Looks delicious! I also have a recipe for this contest…and I’ve drank the entire bottle in the process. Oops! Have you tried it with lime and club soda? It’s very good! I will vote for you. 🙂
The smidge of cayenne threw me over the edge. I adore a bit of spice in my sweets.
What a decadent treat. Beautiful photography!!
This is an amazing idea for holiday gifts!!
You make it look so easy, I’d be afraid I’d screw this up. Love the gorgeous photos!
Mmm, love the idea of making these for christmas gifts!
These look lovely. There’s nothing like a handmade chocolate.
Love the rolled in nut variety here. They look so awesome! I bet you got a good chocolate buzz from these!
My yearly Christmas treat for giveaways has always been fudge. I just might have to mix things up a bit and surprise everyone with this yummy looking recipe.
I started making truffles years ago for Christmas sharing and eventually picked up silicone truffle molds, toss them in the freezer to set and they pop out super easy. Unless there’s excess butter/liqeuor ratios to chocolate (if i’m not stirring while pouring it starts to separate, those truffles end up softer and i tend to have to give them a little hand roll to touch them up.
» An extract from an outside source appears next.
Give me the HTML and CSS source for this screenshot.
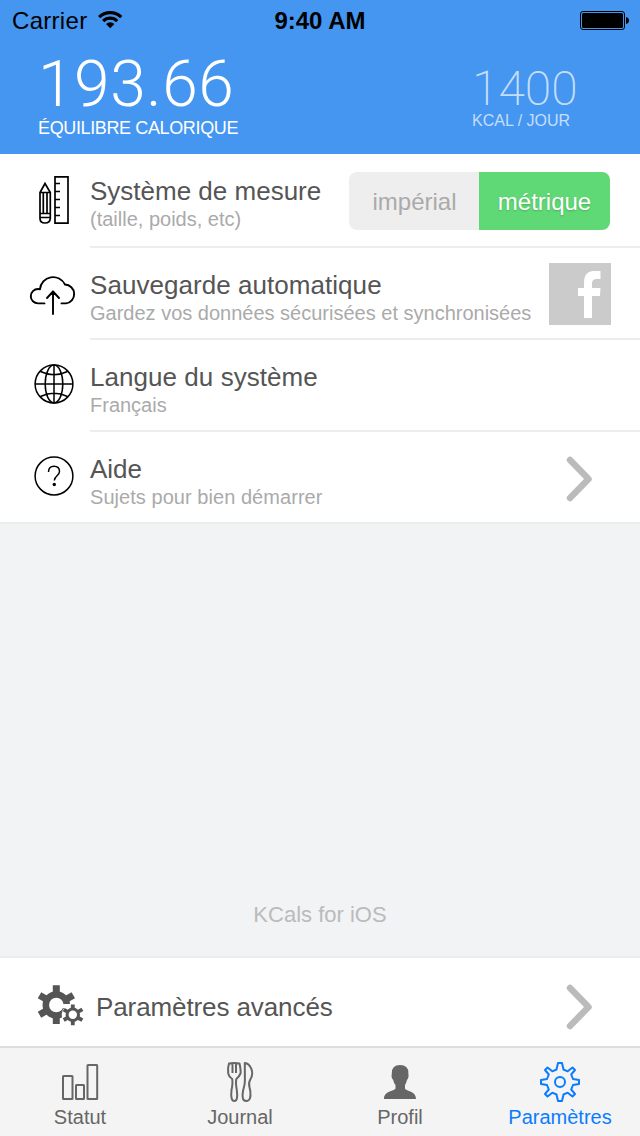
FILE: index.html
```html
<!DOCTYPE html>
<html lang="fr">
<head>
<meta charset="utf-8">
<title>Paramètres</title>
<link rel="stylesheet" href="styles.css">
</head>
<body>
<div class="app">
  <header class="header">
    <div class="status">
      <div class="carrier"><span class="carrier-name">Carrier</span>
        <svg class="wifi" width="27" height="20" viewBox="0 0 27 20"><path d="M1 5.900A17.500 17.500 0 0 1 25.400 5.900L23.100 8.200A14.200 14.200 0 0 0 3.300 8.200Z"/><path d="M5 9.900A11.700 11.700 0 0 1 21.400 9.900L19.100 12.200A8.400 8.400 0 0 0 7.300 12.200Z"/><path d="M9 14A5.900 5.900 0 0 1 17.400 14L13.200 18.200Z"/></svg>
      </div>
      <div class="clock">9:40 AM</div>
      <svg class="battery" width="50" height="19" viewBox="0 0 50 19"><rect x=".5" y=".5" width="44" height="18" rx="2.5" fill="none" stroke="#000"/><rect x="2" y="2" width="41" height="15" rx="1.5"/><path d="M46 6C50 6.5 50 12.500 46 13Z"/></svg>
    </div>
    <div class="stats">
      <div class="stat"><div class="balance">193.66</div><div class="balance-label">ÉQUILIBRE CALORIQUE</div></div>
      <div class="stat goal"><div class="target">1400</div><div class="target-label">KCAL / JOUR</div></div>
    </div>
  </header>
  <main class="main">
    <section class="list">
      <div class="row">
        <svg class="icon" width="90" height="92" viewBox="0 154 90 92" fill="none" stroke="#000" stroke-width="1.7"><path d="M55 176.800H68V223.200H55ZM55 183.500H60M55 191.500H60M55 199.500H60M55 207.500H60M55 215.500H60"/><path d="M45 183.500L40 192.500V218.500Q40 223 45 223T50.300 218.500V192.500ZM40 192.500H50.300M40 213.500H50.300M40 217.500H50.300M43.300 193V213M47 193V213"/></svg>
        <div class="cell"><div class="texts"><div class="title">Système de mesure</div><div class="sub">(taille, poids, etc)</div></div>
          <div class="switch"><div class="opt">impérial</div><div class="opt on">métrique</div></div></div>
      </div>
      <div class="row">
        <svg class="icon" width="90" height="92" viewBox="0 248 90 92" fill="none" stroke="#000" stroke-width="1.900" stroke-linecap="round" stroke-linejoin="round"><path d="M44.500 303.400H38A7.200 7.200 0 0 1 38 289Q39 289 40 289.200A13.200 13.200 0 0 1 65 284.500A9.500 9.500 0 0 1 66 303.400H61.500M53 314V291.500M47 298L53 291.500L59 298"/></svg>
        <div class="cell"><div class="texts"><div class="title spaced">Sauvegarde automatique</div><div class="sub">Gardez vos données sécurisées et synchronisées</div></div>
          <svg class="fb" width="62" height="62" viewBox="0 0 62 62"><path fill="#cbcbcb" d="M0 0H62V62H0Z"/><path fill="#fff" d="M35 55V33H29V25H35V20Q35 8 45 8H51.500V16H47.500Q43 16 43 20.500V25H51.500L51 33H43V55Z"/></svg></div>
      </div>
      <div class="row">
        <svg class="icon" width="90" height="92" viewBox="0 340 90 92" fill="none" stroke="#000" stroke-width="1.5"><circle cx="54" cy="384" r="18.900"/><ellipse cx="54" cy="384" rx="8.800" ry="18.900"/><path d="M54 365V403M35 384H73M40.500 371.500Q54 378 67.500 371.500M40.500 396.500Q54 390 67.500 396.500"/></svg>
        <div class="cell"><div class="texts"><div class="title spaced">Langue du système</div><div class="sub">Français</div></div></div>
      </div>
      <div class="row last">
        <svg class="icon" width="90" height="90" viewBox="0 432 90 90" fill="none" stroke="#000" stroke-width="1.500"><circle cx="54" cy="476" r="18.900"/><path d="M48.500 472Q48.500 466.200 54 466.200T59.500 471.500C59.500 475.500 54.300 476 54.300 480.500"/><circle cx="54.300" cy="484.500" r="1.700" fill="#000" stroke="none"/></svg>
        <div class="cell"><div class="texts"><div class="title">Aide</div><div class="sub spaced">Sujets pour bien démarrer</div></div>
          <svg class="chevron" width="28" height="46" viewBox="0 0 28 46"><path d="M4 4L22.500 23L4 42"/></svg></div>
      </div>
    </section>
    <div class="about">KCals for iOS</div>
    <section class="advanced">
      <svg class="gears" width="96" height="88" viewBox="0 958 96 88"><g fill="none" stroke="#555"><circle cx="56.300" cy="1005" r="10.500" stroke-width="6.500"/><path stroke-width="7" d="M56.300 993V985.300M56.300 1017V1024M46 999L39.500 995.300M66.600 999L73.300 995.300M46 1011L39.500 1014.700"/></g><circle cx="72.800" cy="1014.800" r="11" fill="#fff"/><path fill="#fff" d="M60 1004H76V1008H60Z"/><g fill="none" stroke="#555"><circle cx="72.800" cy="1014.800" r="5.700" stroke-width="3"/><path stroke-width="3.800" d="M72.800 1008.500V1004.500M72.800 1021V1025.300M67.300 1011.700L63.700 1009.600M78.300 1011.700L82.400 1009.400M67.300 1018L63.700 1020M78.300 1018L82.400 1020.200"/></g></svg>
      <div class="advanced-text">Paramètres avancés</div>
      <svg class="chevron" width="28" height="46" viewBox="0 0 28 46"><path d="M4 4L22.500 23L4 42"/></svg>
    </section>
  </main>
  <nav class="tabs">
    <div class="tab"><svg width="44" height="44" viewBox="58 1060 44 44" fill="none" stroke="#666" stroke-width="2"><rect x="63" y="1076" width="9.500" height="23" rx=".5"/><rect x="76" y="1085" width="8" height="14" rx=".5"/><rect x="87.500" y="1065" width="9.700" height="34" rx=".5"/></svg><span>Statut</span></div>
    <div class="tab"><svg width="44" height="44" viewBox="218 1060 44 44" fill="none" stroke="#666" stroke-width="2" stroke-linejoin="round"><path d="M229 1063.500Q234 1062.300 239.500 1063.500Q241 1070 240.500 1073.500Q239 1077 236.300 1079Q235.500 1083 236.800 1090Q238.300 1101 234.300 1101T231.500 1090Q233 1083 232.200 1079Q229 1077 228.200 1073.500Q227.500 1068 229 1063.500ZM232.500 1064V1073M236 1064V1073"/><path d="M244.800 1063C250 1063.500 255 1072 250.300 1079.500C247.500 1084 249.500 1086 250.300 1091Q251.500 1101 246.300 1101T243 1091C243.800 1087 245 1085 244.900 1080Z"/></svg><span>Journal</span></div>
    <div class="tab"><svg width="44" height="44" viewBox="378 1060 44 44" fill="#666"><path d="M400 1065Q408.800 1065 408.400 1073.500Q409 1078 407 1080Q406.300 1083 405 1085V1088.500C406 1091.500 416 1090.500 416 1099H384C384 1090.500 394 1091.500 395.500 1088.500V1085Q393.700 1083 393.200 1080Q391 1078 391.800 1073.500Q391.500 1065 400 1065Z"/></svg><span>Profil</span></div>
    <div class="tab active"><svg width="44" height="44" viewBox="538 1060 44 44" fill="none" stroke="#0a7cff" stroke-width="2" stroke-linejoin="round"><circle cx="560" cy="1082" r="5"/><path d="M558 1063H562L563.500 1069.500L567.700 1071.300L572.500 1067.500L575 1070L571.200 1074.500L573 1079L579 1080V1084L573 1085L571.200 1089.500L575 1094L572.500 1096.500L567.700 1092.700L563.500 1094.500L562 1101H558L556.500 1094.500L552.300 1092.700L547.500 1096.500L545 1094L548.800 1089.500L547 1085L541 1084V1080L547 1079L548.800 1074.500L545 1070L547.500 1067.500L552.300 1071.300L556.500 1069.500Z"/></svg><span>Paramètres</span></div>
  </nav>
</div>
</body>
</html>
```
FILE: styles.css
```css
* { box-sizing: border-box; }
body { margin: 0; font-family: "Liberation Sans", Arial, sans-serif; }
svg { display: block; flex: none; }
.app { width: 640px; height: 1136px; display: flex; flex-direction: column; background: #f1f3f5; overflow: hidden; white-space: nowrap; }

.header { height: 154px; background: #4596f0; color: #fff; }
.status { height: 40px; display: grid; grid-template-columns: 1fr auto 1fr; align-items: center; padding: 0 10px 0 12px; color: #000; font-size: 24px; line-height: 28px; }
.carrier { display: flex; align-items: center; gap: 10px; padding-top: 2px; }
.carrier-name { letter-spacing: .3px; }
.wifi { margin-top: -2px; }
.clock { font-weight: bold; padding-top: 2px; margin-left: -2px; }
.battery { justify-self: end; margin-top: 1px; }
.stats { display: flex; justify-content: space-between; padding: 0 60px 0 38px; }
.balance { font: 300 64px/56px Roboto, sans-serif; margin-top: 17px; letter-spacing: .6px; }
.balance-label { font-size: 18px; line-height: 20px; margin-top: 5px; letter-spacing: -.37px; }
.goal { width: 108px; color: rgba(255,255,255,.7); }
.target { font: 200 48px/40px Roboto, sans-serif; margin-top: 29px; }
.target-label { font-size: 16px; line-height: 18px; margin-top: 3px; }

.main { height: 892px; display: flex; flex-direction: column; }
.list { background: #fff; border-bottom: 2px solid #ebecec; }
.row { display: flex; height: 92px; }
.row:first-child { height: 94px; }
.row.last { height: 90px; }
.cell { flex: 1; display: flex; justify-content: space-between; border-bottom: 2px solid #ededed; }
.last .cell { border: 0; }
.texts { padding-top: 22px; }
.title { font-size: 26px; line-height: 30px; color: #555; }
.sub { font-size: 20px; line-height: 24px; margin-top: 1px; color: #aaa; }
.spaced { letter-spacing: .05px; }
.switch { display: flex; width: 261px; height: 58px; margin: 18px 30px 0 0; border-radius: 8px; overflow: hidden; font-size: 24px; line-height: 60px; text-align: center; }
.opt { width: 130px; padding-left: 1px; background: #eee; color: #aaa; }
.opt.on { width: 131px; padding-left: 0; background: #5fd975; color: #fff; text-shadow: 0 1px 2px rgba(0,0,0,.2); }
.fb { margin: 15px 29px 0 0; }
.chevron { fill: none; stroke: #bbb; stroke-width: 6.500px; stroke-linecap: round; stroke-linejoin: round; margin: 24px 46px 0 0; }
.about { flex: 1; display: flex; align-items: flex-end; justify-content: center; padding-bottom: 27px; font-size: 22px; line-height: 28px; color: #bbb; }
.advanced { height: 90px; border-top: 2px solid #ebecec; background: #fff; display: flex; }
.advanced .chevron { margin-top: 26px; }
.advanced-text { flex: 1; font-size: 26px; line-height: 98px; letter-spacing: -.1px; color: #555; }

.tabs { height: 90px; border-top: 2px solid #ddd; background: #f4f4f4; display: grid; grid-template-columns: repeat(4, 1fr); color: #666; font-size: 20px; line-height: 26px; }
.tab { display: flex; flex-direction: column; align-items: center; padding-top: 12px; }
.active { color: #0a7cff; }
```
Game changer, time saver, keeps my kitchen and self cleaner!
It also makes dipping in chocolate a lot better, i like to add a bit of coconut oil to my semi sweet chips and microwave slowly, the colder the truffle is the less melt off will hit your dipping chocolate and it’ll remain “clean” If melt off starts happening then the dipping chocolate can get a bit thick and is harder to melt/stir. You could also use a double boiler or a make shift one, just watch the heat, and remove from heat during the dipping process.. I use a fork to extract the truffle from my dipping bowl to tap off the excess and get a nice clean chocolate coat. Then sprink with the salt shavings. I use Orange Liqeour for those.
I’m very interesting in trying out your pom flavor, i didn’t even know there was pom liqeour.